First, let me commend you for trying to think about what could be motivating the counter party in an options transaction. It's very appropriate to be aware that there IS a person on the other side of each and every transaction (yes, sometimes, there's a market maker in the middle...but lets leave that aside for now).

And one aspect of this is to think, "I'm doing my buying of a Call expecting to benefit by ______." I'm going to assume that the counter party is selling also expecting to benefit. But how can both of us benefit??

In other words, options transactions are not necessarily a zero sum game, transactions in which one party's gain is another party's loss.

I have shares in AAPL for which my basis is around $19. AAPL is now in the vicinity of $130, higher some days, lower others. It has grown to be a larger presence in my overall portfolio than I need or want it to be. I'm willing to sell some of it to get cash to invest in other areas (or simply, as a retiree, to fund the RMD I now am required to take from the IRA in which those shares sit). So I set up a covered Call, willing to let it go if it goes another 8 or 9% higher, NOT AT ALL because I'm "expecting it to crash"; rather, I'm expecting it to continue to grow and want to keep the balance in my portfolio something I'm comfortable with. So as a seller, I benefit from selling that Call. You benefit as well, because you'll get in on a stock (if you choose to exercise at expiration) at a good price [nowhere near as good as I got 7 or 8 years ago, but..].

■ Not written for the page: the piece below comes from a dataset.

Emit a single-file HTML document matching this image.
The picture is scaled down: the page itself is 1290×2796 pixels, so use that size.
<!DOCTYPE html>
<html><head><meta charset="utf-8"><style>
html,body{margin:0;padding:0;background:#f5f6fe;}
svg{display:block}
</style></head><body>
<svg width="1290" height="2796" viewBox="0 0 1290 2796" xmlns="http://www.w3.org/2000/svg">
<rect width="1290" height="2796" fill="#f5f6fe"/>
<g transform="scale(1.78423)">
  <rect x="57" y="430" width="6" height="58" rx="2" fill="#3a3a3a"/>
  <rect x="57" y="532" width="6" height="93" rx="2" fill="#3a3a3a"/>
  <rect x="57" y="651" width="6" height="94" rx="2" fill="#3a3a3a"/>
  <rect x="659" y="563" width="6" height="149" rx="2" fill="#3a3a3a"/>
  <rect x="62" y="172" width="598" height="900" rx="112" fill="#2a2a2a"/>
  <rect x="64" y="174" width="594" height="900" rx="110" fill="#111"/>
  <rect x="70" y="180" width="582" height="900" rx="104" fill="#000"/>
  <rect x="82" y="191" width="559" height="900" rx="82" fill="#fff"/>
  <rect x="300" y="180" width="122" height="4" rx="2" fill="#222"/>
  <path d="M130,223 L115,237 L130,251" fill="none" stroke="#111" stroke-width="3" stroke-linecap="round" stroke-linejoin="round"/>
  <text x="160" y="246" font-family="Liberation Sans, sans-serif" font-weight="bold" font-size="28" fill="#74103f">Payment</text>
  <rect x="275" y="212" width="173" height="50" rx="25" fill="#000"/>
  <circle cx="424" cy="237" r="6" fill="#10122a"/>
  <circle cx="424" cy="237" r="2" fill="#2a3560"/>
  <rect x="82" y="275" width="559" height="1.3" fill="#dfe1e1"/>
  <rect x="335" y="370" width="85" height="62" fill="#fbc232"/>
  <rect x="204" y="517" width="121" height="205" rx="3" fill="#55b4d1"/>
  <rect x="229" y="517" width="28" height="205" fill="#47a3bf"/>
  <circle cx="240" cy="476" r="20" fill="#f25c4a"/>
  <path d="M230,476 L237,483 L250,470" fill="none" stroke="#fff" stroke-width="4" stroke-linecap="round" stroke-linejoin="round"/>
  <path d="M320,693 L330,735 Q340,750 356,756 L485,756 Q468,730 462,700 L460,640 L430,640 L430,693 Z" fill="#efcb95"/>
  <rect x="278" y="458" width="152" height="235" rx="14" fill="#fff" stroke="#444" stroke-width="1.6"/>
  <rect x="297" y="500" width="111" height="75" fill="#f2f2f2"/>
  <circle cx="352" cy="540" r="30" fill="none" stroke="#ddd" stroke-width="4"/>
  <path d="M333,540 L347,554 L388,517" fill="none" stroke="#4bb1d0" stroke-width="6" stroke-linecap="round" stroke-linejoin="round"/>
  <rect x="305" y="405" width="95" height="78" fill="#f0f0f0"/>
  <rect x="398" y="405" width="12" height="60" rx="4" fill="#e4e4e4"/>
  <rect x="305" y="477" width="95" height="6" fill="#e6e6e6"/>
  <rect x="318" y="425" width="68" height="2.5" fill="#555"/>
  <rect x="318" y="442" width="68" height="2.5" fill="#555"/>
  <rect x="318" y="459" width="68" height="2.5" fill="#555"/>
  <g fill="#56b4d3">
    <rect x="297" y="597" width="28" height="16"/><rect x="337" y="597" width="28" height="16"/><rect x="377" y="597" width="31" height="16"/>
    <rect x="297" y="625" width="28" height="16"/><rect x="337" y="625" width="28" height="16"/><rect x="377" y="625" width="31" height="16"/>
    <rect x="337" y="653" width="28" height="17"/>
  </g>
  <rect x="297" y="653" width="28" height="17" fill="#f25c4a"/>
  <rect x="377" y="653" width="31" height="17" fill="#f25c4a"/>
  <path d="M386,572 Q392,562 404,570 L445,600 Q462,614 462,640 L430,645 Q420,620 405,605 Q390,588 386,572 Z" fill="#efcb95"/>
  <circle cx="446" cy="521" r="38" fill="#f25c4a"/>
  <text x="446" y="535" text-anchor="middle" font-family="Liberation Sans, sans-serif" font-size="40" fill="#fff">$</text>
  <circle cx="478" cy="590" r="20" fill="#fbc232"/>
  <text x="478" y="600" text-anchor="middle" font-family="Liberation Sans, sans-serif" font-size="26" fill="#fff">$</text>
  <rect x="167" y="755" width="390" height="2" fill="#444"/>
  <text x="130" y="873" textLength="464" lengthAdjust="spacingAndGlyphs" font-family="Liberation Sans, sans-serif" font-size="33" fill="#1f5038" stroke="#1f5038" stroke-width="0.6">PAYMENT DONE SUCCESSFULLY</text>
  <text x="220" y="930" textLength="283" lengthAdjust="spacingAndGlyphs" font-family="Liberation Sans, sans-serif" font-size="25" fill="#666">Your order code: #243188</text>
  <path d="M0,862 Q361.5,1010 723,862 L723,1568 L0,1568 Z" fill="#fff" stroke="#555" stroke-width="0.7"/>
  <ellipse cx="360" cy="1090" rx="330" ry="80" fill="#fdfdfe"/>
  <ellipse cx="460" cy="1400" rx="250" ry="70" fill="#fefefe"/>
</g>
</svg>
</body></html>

Another scenario briefly: I worked for a major corporation, one that gave every full-time employee stock options every year. There were factory workers who retired as millionaires due to that corporate generosity. Higher level employees as well. Many of them, I heard--especially top level execs--would routinely be selling Calls, happy to get the extra income and keep rolling, but equally content to have some of the shares called away through assignment. [As an aside, it's one reason "insider selling" doesn't indicate a reason to panic...the very top execs are required to do selling of those stock option acquired shares on a scheduled basis, so that it's not a case of insider knowledge triggering sales. Not with reputable companies at any rate.]

Anyway, as captainccs said, you have no idea why somebody is selling the option. I just want to extend his point to suggest you try to think of how the counter party may be viewing the transaction quite positively. One of the wonders of open market trading, in fact, is that both parties benefit in some way. That free market truism is true in the options market as well.